Exercise:
Transcribe the whole listing without a single picture.
---
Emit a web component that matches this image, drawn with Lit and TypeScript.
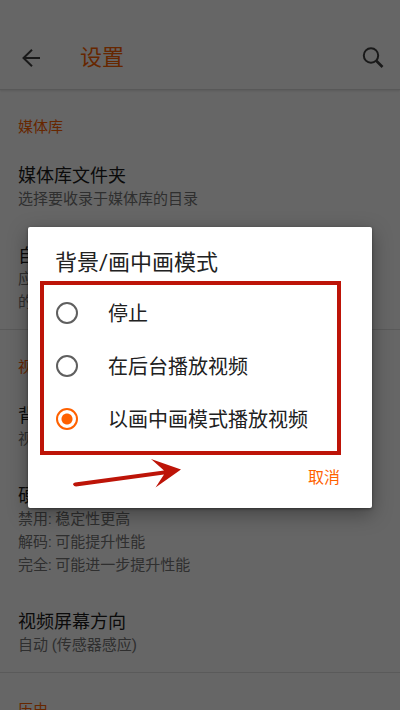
import { LitElement, html, css } from "lit";
import { customElement, state } from "lit/decorators.js";

interface Item {
  title: string;
  summary: string[];
}

interface Section {
  heading: string;
  items: Item[];
}

const SECTIONS: Section[] = [
  {
    heading: "媒体库",
    items: [
      { title: "媒体库文件夹", summary: ["选择要收录于媒体库的目录"] },
      { title: "自动", summary: ["应", "的"] },
    ],
  },
  {
    heading: "视频",
    items: [
      { title: "背景", summary: ["视频"] },
      { title: "硬件", summary: ["禁用: 稳定性更高", "解码: 可能提升性能", "完全: 可能进一步提升性能"] },
      { title: "视频屏幕方向", summary: ["自动 (传感器感应)"] },
    ],
  },
  { heading: "历史", items: [] },
];

const MODES = ["停止", "在后台播放视频", "以画中画模式播放视频"];

@customElement("settings-section")
class SettingsSection extends LitElement {
  static properties = { section: { attribute: false } };
  declare section: Section;

  static styles = css`
    :host {
      display: block;
      box-shadow: inset 0 -1px 0 #e0e0e0;
    }
    .heading {
      margin: 0;
      padding: 25px 18px 8px;
      font-size: 15px;
      line-height: 24px;
      font-weight: 400;
      color: #ff6100;
    }
    .item {
      padding: 17px 18px 16px;
    }
    .title {
      margin: 0;
      font-size: 18px;
      line-height: 24px;
      font-weight: 400;
      color: #1c1c1c;
    }
    .summary {
      margin: 0;
      font-size: 15px;
      line-height: 23px;
      color: #757575;
      white-space: nowrap;
    }
  `;

  render() {
    return html`
      <h2 class="heading">${this.section.heading}</h2>
      ${this.section.items.map(
        (item) => html`
          <div class="item">
            <h3 class="title">${item.title}</h3>
            ${item.summary.map((line) => html`<p class="summary">${line}</p>`)}
          </div>
        `
      )}
    `;
  }
}

@customElement("mode-dialog")
class ModeDialog extends LitElement {
  @state() private selected = 2;

  static styles = css`
    :host {
      display: block;
      width: 100%;
    }
    .dialog {
      background: #fff;
      border-radius: 2px;
      box-shadow: 0 6px 20px rgba(0, 0, 0, 0.35), 0 1px 3px rgba(0, 0, 0, 0.4);
    }
    .title {
      margin: 0;
      padding: 24px 27px 11px;
      font-size: 22px;
      line-height: 24px;
      font-weight: 400;
      color: #212121;
    }
    .options {
      position: relative;
      margin: 0;
      padding: 0;
      border: 0;
    }
    .option {
      display: flex;
      align-items: center;
      gap: 30px;
      height: 53px;
      padding: 0 28px;
      font-size: 20px;
      color: #212121;
    }
    .radio {
      appearance: none;
      flex: none;
      box-sizing: border-box;
      width: 22px;
      height: 22px;
      margin: 0;
      border: 2px solid #5f5f5f;
      border-radius: 50%;
    }
    .radio:checked {
      border-color: #ff6100;
      background: radial-gradient(circle, #ff6100 5px, transparent 6px);
    }
    .frame {
      position: absolute;
      inset: -5px 31px -10px 12px;
      border: 4px solid #bd1408;
      pointer-events: none;
    }
    .actions {
      position: relative;
      display: flex;
      justify-content: flex-end;
      padding: 13px 24px 14px;
    }
    .cancel {
      height: 36px;
      padding: 0 8px;
      border: 0;
      background: none;
      font: inherit;
      font-size: 16px;
      color: #ff6100;
    }
    .arrow {
      position: absolute;
      left: 44px;
      top: 11px;
      pointer-events: none;
    }
  `;

  render() {
    return html`
      <section class="dialog" role="dialog" aria-labelledby="t">
        <h2 class="title" id="t">背景/画中画模式</h2>
        <fieldset class="options" aria-labelledby="t">
          ${MODES.map(
            (mode, i) => html`
              <label class="option">
                <input
                  class="radio"
                  type="radio"
                  name="mode"
                  .checked=${this.selected === i}
                  @change=${() => (this.selected = i)}
                />
                <span>${mode}</span>
              </label>
            `
          )}
          <div class="frame"></div>
        </fieldset>
        <div class="actions">
          <svg class="arrow" width="112" height="34" viewBox="0 0 112 34" aria-hidden="true">
            <path
              d="M3 26.500 Q1 27 1 28.500 Q2 30.500 4 30.500 L92 18.500 L83.500 31.500 L109 13.500 L79 3 L92 14.500 Z"
              fill="#bd1408"
            />
          </svg>
          <button class="cancel" type="button">取消</button>
        </div>
      </section>
    `;
  }
}

@customElement("app-root")
class AppRoot extends LitElement {
  static styles = css`
    :host {
      display: block;
      position: relative;
      height: 100vh;
      overflow: hidden;
      background: #fff;
      font-family: Roboto, "Noto Sans CJK SC", sans-serif;
    }
    .bar {
      display: flex;
      align-items: center;
      padding: 26px 15px 0 19px;
      height: 63px;
      border-bottom: 1px solid #dcdcdc;
      box-shadow: 0 1px 2px rgba(0, 0, 0, 0.12);
    }
    .icon {
      display: flex;
      padding: 0;
      border: 0;
      background: none;
      color: #404040;
    }
    .name {
      flex: 1;
      margin: 0 0 0 37px;
      font-size: 22px;
      line-height: 28px;
      font-weight: 400;
      color: #ff6100;
    }
    .scrim {
      position: absolute;
      inset: 0;
      display: flex;
      align-items: center;
      box-sizing: border-box;
      padding: 25px 28px 0;
      background: rgba(0, 0, 0, 0.6);
    }
  `;

  render() {
    return html`
      <header class="bar">
        <button class="icon" type="button" aria-label="返回">
          <svg width="24" height="24" viewBox="0 0 24 24" fill="none" stroke="currentColor" stroke-width="2">
            <path d="M21 12H4.500M13 3.700L4.500 12L13 20.300" />
          </svg>
        </button>
        <h1 class="name">设置</h1>
        <button class="icon" type="button" aria-label="搜索">
          <svg width="24" height="24" viewBox="0 0 24 24" fill="none" stroke="currentColor" stroke-width="2">
            <circle cx="10" cy="9.500" r="7.200" />
            <path d="M15 14.500L21.500 21" stroke-width="2.600" />
          </svg>
        </button>
      </header>
      <main>
        ${SECTIONS.map((s) => html`<settings-section .section=${s}></settings-section>`)}
      </main>
      <div class="scrim"><mode-dialog></mode-dialog></div>
    `;
  }
}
---
Complete answer:
Emit a web component that matches this image, drawn with Lit and TypeScript.
import { LitElement, html, css } from "lit";
import { customElement, state } from "lit/decorators.js";

interface Item {
  title: string;
  summary: string[];
}

interface Section {
  heading: string;
  items: Item[];
}

const SECTIONS: Section[] = [
  {
    heading: "媒体库",
    items: [
      { title: "媒体库文件夹", summary: ["选择要收录于媒体库的目录"] },
      { title: "自动", summary: ["应", "的"] },
    ],
  },
  {
    heading: "视频",
    items: [
      { title: "背景", summary: ["视频"] },
      { title: "硬件", summary: ["禁用: 稳定性更高", "解码: 可能提升性能", "完全: 可能进一步提升性能"] },
      { title: "视频屏幕方向", summary: ["自动 (传感器感应)"] },
    ],
  },
  { heading: "历史", items: [] },
];

const MODES = ["停止", "在后台播放视频", "以画中画模式播放视频"];

@customElement("settings-section")
class SettingsSection extends LitElement {
  static properties = { section: { attribute: false } };
  declare section: Section;

  static styles = css`
    :host {
      display: block;
      box-shadow: inset 0 -1px 0 #e0e0e0;
    }
    .heading {
      margin: 0;
      padding: 25px 18px 8px;
      font-size: 15px;
      line-height: 24px;
      font-weight: 400;
      color: #ff6100;
    }
    .item {
      padding: 17px 18px 16px;
    }
    .title {
      margin: 0;
      font-size: 18px;
      line-height: 24px;
      font-weight: 400;
      color: #1c1c1c;
    }
    .summary {
      margin: 0;
      font-size: 15px;
      line-height: 23px;
      color: #757575;
      white-space: nowrap;
    }
  `;

  render() {
    return html`
      <h2 class="heading">${this.section.heading}</h2>
      ${this.section.items.map(
        (item) => html`
          <div class="item">
            <h3 class="title">${item.title}</h3>
            ${item.summary.map((line) => html`<p class="summary">${line}</p>`)}
          </div>
        `
      )}
    `;
  }
}

@customElement("mode-dialog")
class ModeDialog extends LitElement {
  @state() private selected = 2;

  static styles = css`
    :host {
      display: block;
      width: 100%;
    }
    .dialog {
      background: #fff;
      border-radius: 2px;
      box-shadow: 0 6px 20px rgba(0, 0, 0, 0.35), 0 1px 3px rgba(0, 0, 0, 0.4);
    }
    .title {
      margin: 0;
      padding: 24px 27px 11px;
      font-size: 22px;
      line-height: 24px;
      font-weight: 400;
      color: #212121;
    }
    .options {
      position: relative;
      margin: 0;
      padding: 0;
      border: 0;
    }
    .option {
      display: flex;
      align-items: center;
      gap: 30px;
      height: 53px;
      padding: 0 28px;
      font-size: 20px;
      color: #212121;
    }
    .radio {
      appearance: none;
      flex: none;
      box-sizing: border-box;
      width: 22px;
      height: 22px;
      margin: 0;
      border: 2px solid #5f5f5f;
      border-radius: 50%;
    }
    .radio:checked {
      border-color: #ff6100;
      background: radial-gradient(circle, #ff6100 5px, transparent 6px);
    }
    .frame {
      position: absolute;
      inset: -5px 31px -10px 12px;
      border: 4px solid #bd1408;
      pointer-events: none;
    }
    .actions {
      position: relative;
      display: flex;
      justify-content: flex-end;
      padding: 13px 24px 14px;
    }
    .cancel {
      height: 36px;
      padding: 0 8px;
      border: 0;
      background: none;
      font: inherit;
      font-size: 16px;
      color: #ff6100;
    }
    .arrow {
      position: absolute;
      left: 44px;
      top: 11px;
      pointer-events: none;
    }
  `;

  render() {
    return html`
      <section class="dialog" role="dialog" aria-labelledby="t">
        <h2 class="title" id="t">背景/画中画模式</h2>
        <fieldset class="options" aria-labelledby="t">
          ${MODES.map(
            (mode, i) => html`
              <label class="option">
                <input
                  class="radio"
                  type="radio"
                  name="mode"
                  .checked=${this.selected === i}
                  @change=${() => (this.selected = i)}
                />
                <span>${mode}</span>
              </label>
            `
          )}
          <div class="frame"></div>
        </fieldset>
        <div class="actions">
          <svg class="arrow" width="112" height="34" viewBox="0 0 112 34" aria-hidden="true">
            <path
              d="M3 26.500 Q1 27 1 28.500 Q2 30.500 4 30.500 L92 18.500 L83.500 31.500 L109 13.500 L79 3 L92 14.500 Z"
              fill="#bd1408"
            />
          </svg>
          <button class="cancel" type="button">取消</button>
        </div>
      </section>
    `;
  }
}

@customElement("app-root")
class AppRoot extends LitElement {
  static styles = css`
    :host {
      display: block;
      position: relative;
      height: 100vh;
      overflow: hidden;
      background: #fff;
      font-family: Roboto, "Noto Sans CJK SC", sans-serif;
    }
    .bar {
      display: flex;
      align-items: center;
      padding: 26px 15px 0 19px;
      height: 63px;
      border-bottom: 1px solid #dcdcdc;
      box-shadow: 0 1px 2px rgba(0, 0, 0, 0.12);
    }
    .icon {
      display: flex;
      padding: 0;
      border: 0;
      background: none;
      color: #404040;
    }
    .name {
      flex: 1;
      margin: 0 0 0 37px;
      font-size: 22px;
      line-height: 28px;
      font-weight: 400;
      color: #ff6100;
    }
    .scrim {
      position: absolute;
      inset: 0;
      display: flex;
      align-items: center;
      box-sizing: border-box;
      padding: 25px 28px 0;
      background: rgba(0, 0, 0, 0.6);
    }
  `;

  render() {
    return html`
      <header class="bar">
        <button class="icon" type="button" aria-label="返回">
          <svg width="24" height="24" viewBox="0 0 24 24" fill="none" stroke="currentColor" stroke-width="2">
            <path d="M21 12H4.500M13 3.700L4.500 12L13 20.300" />
          </svg>
        </button>
        <h1 class="name">设置</h1>
        <button class="icon" type="button" aria-label="搜索">
          <svg width="24" height="24" viewBox="0 0 24 24" fill="none" stroke="currentColor" stroke-width="2">
            <circle cx="10" cy="9.500" r="7.200" />
            <path d="M15 14.500L21.500 21" stroke-width="2.600" />
          </svg>
        </button>
      </header>
      <main>
        ${SECTIONS.map((s) => html`<settings-section .section=${s}></settings-section>`)}
      </main>
      <div class="scrim"><mode-dialog></mode-dialog></div>
    `;
  }
}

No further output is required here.